The front-page Zarqawi lead story by Ellen Knickmeyer is very downbeat. Here's the lead:

Analysts and military spokesmen said Thursday that the death of insurgent leader Abu Musab al-Zarqawi, killed Wednesday when two 500-pound bombs obliterated his hideout north of Baghdad, will not extinguish the sectarian conflict that he helped foment and that is now claiming many more lives in Iraq than his campaign of beheadings and bombings.
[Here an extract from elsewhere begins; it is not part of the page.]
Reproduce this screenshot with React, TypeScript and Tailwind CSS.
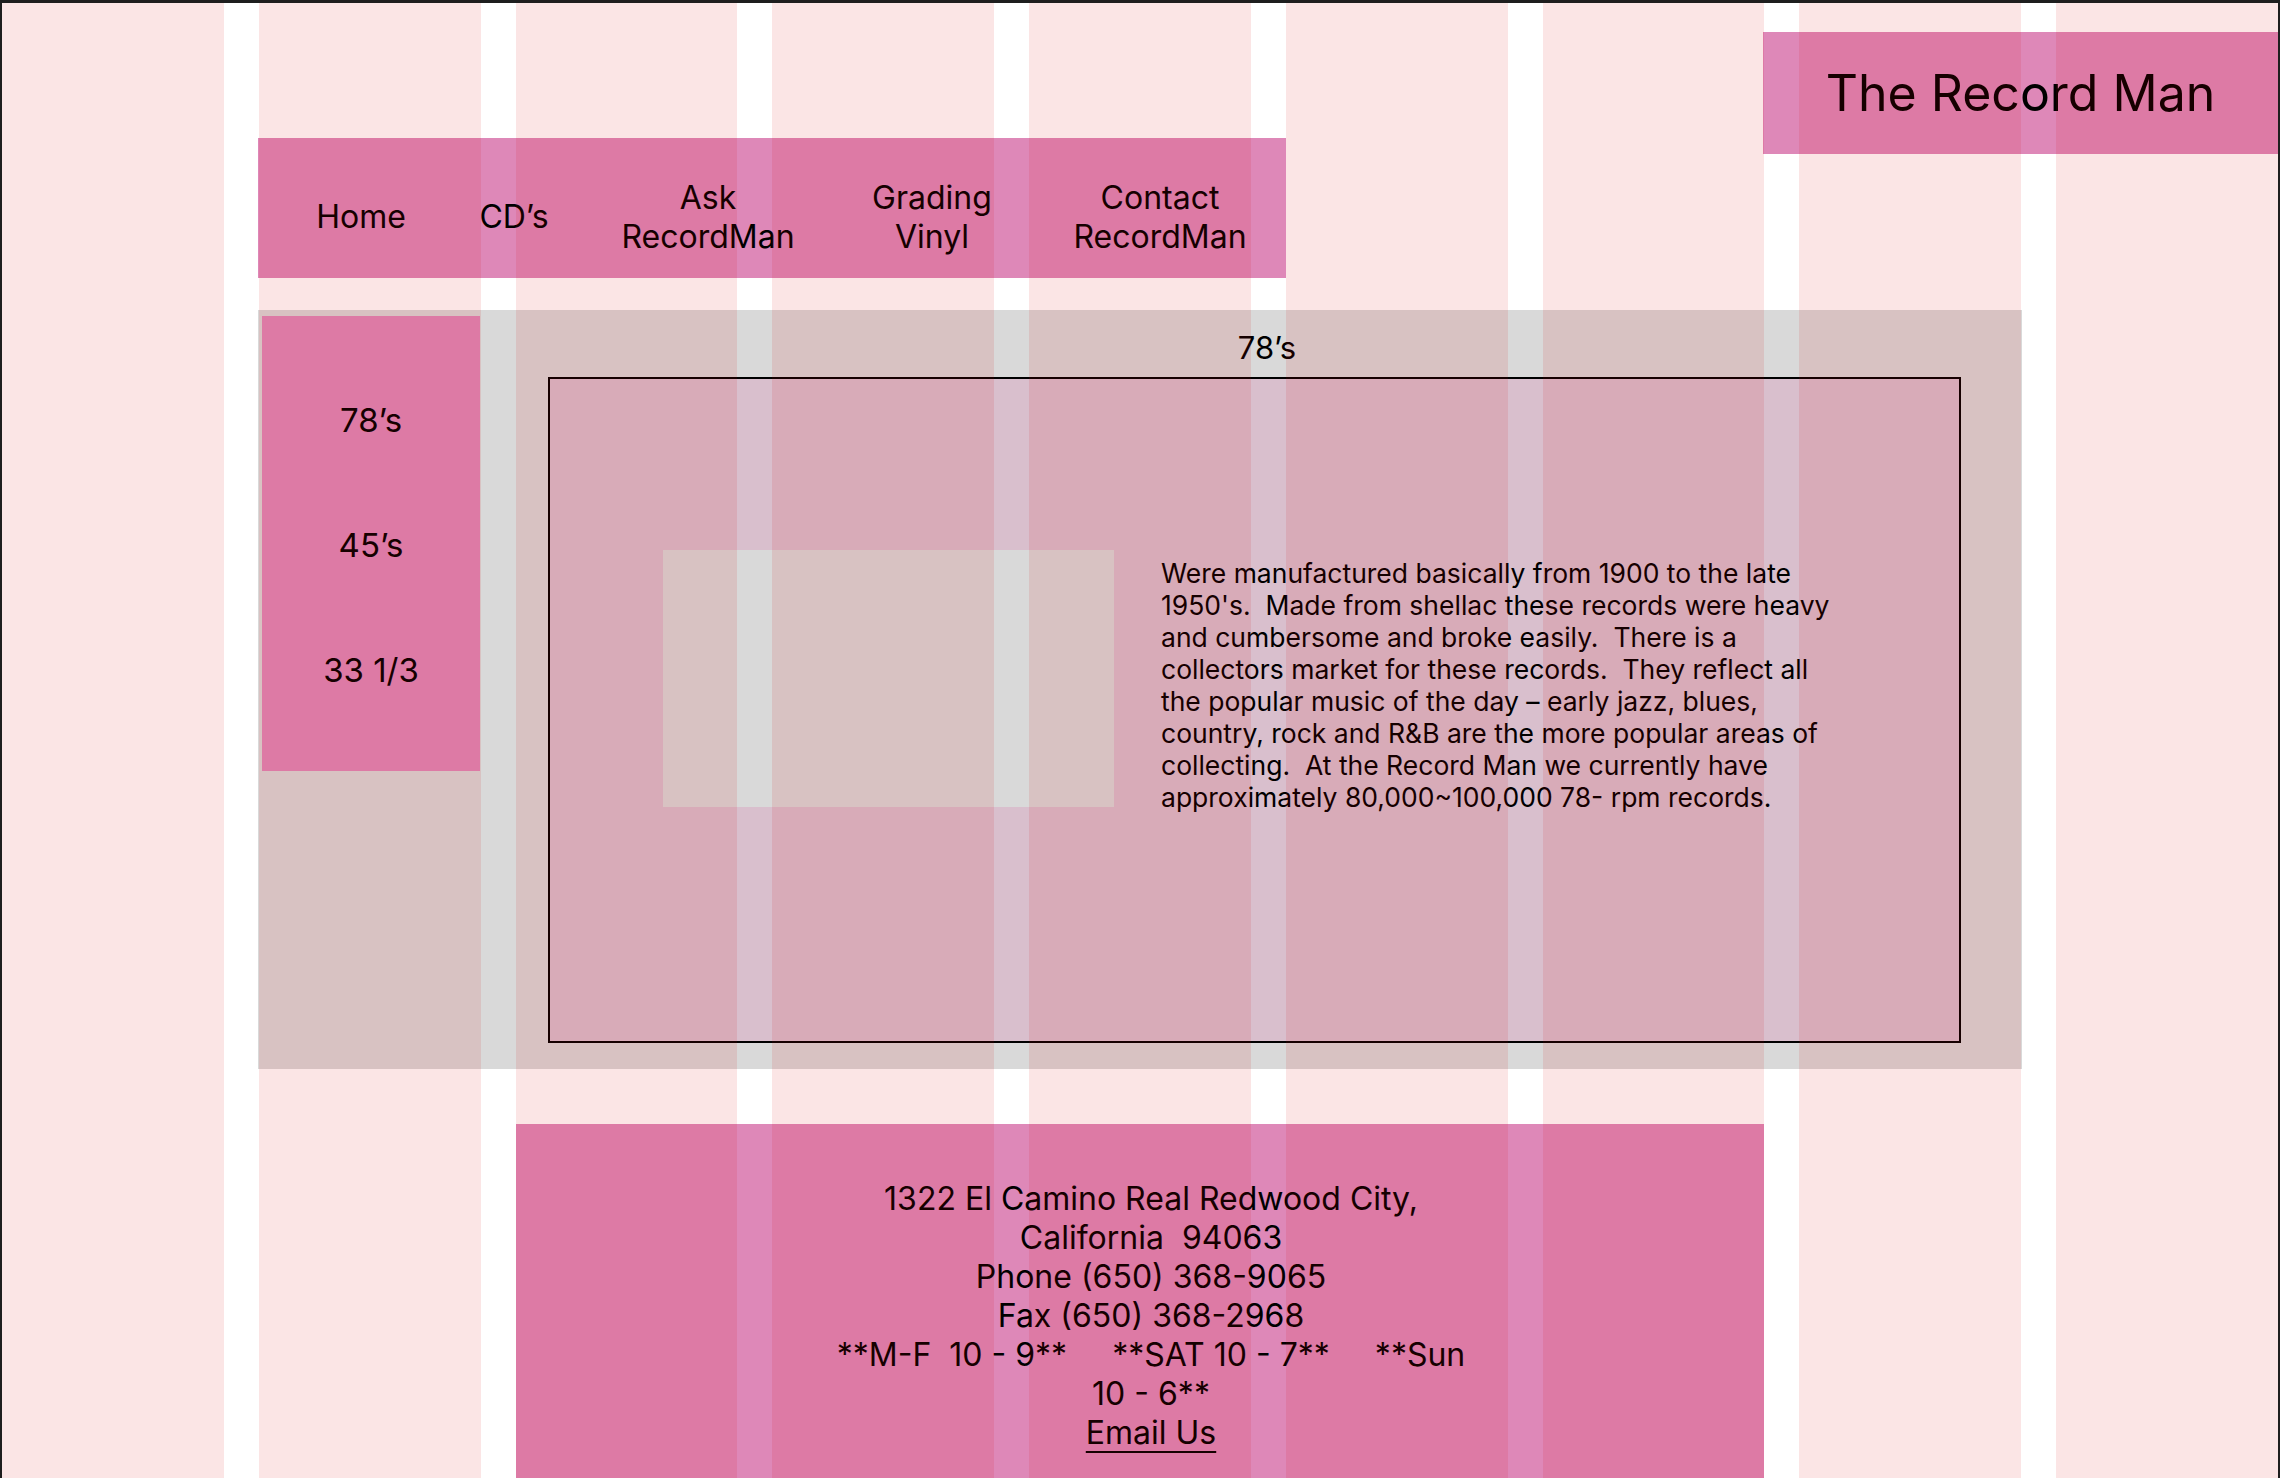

Who are these analysts? On the jump on Page A20 we find: Michael Clarke, "an expert on terrorism at the International Policy Institute of King's College London"; Abdel Bari Atwan, "editor of the London-based al-Quds al-Arabi newspaper and a noted Palestinian observer of international militant [sic] groups"; retired Marine Lt. Col. Dale Davis, "a former intelligence officer still active in the Middle East"; and Anthony H. Cordesman of the Center for Strategic and International Studies in Washington. Clarke thinks the cycle of sectarian violence "is probably past the point of no return." Atwan says that al Qaeda was helped because Zarqawi was "an unmanageable bully." Davis says Americans overestimated the effect of previous victories like the capture of Saddam Hussein. Cordesman says that Zarqawi will become a martyr and his death may inspire more insurgents. All of which, I suppose, are arguable points. But Knickmeyer presents a more optimistic appraisal from "military officials" in the eighth and ninth paragraphs:

The U.S. military focused Thursday on the potential impact of Zarqawi's killing on the Sunni insurgency. Without Zarqawi, military officials contended, the insurgency lacks its main fundraiser and figurehead. 'He's been really at the forefront in terms of being able to recruit and bring in foreign fighters, so this definitely will disrupt the effort,' said one military official familiar with the hunt for Zarqawi.

"No one behind him had the kind of charisma and operational intellect that he brought to the table," the official said. "Our hope is no one can step in, and you end up with fragmentation and perhaps dissension among his followers."

But this doesn't really offset the bleak prognostications presented in the rest of the piece. As a friend and longtime journalist whom I bumped into this morning said, this article makes it seem as if the death of Zarqawi was a setback.

I should note that the Post ran four other articles on the demise of Zarqawi, not all of them echoing Knickmeyer's tone.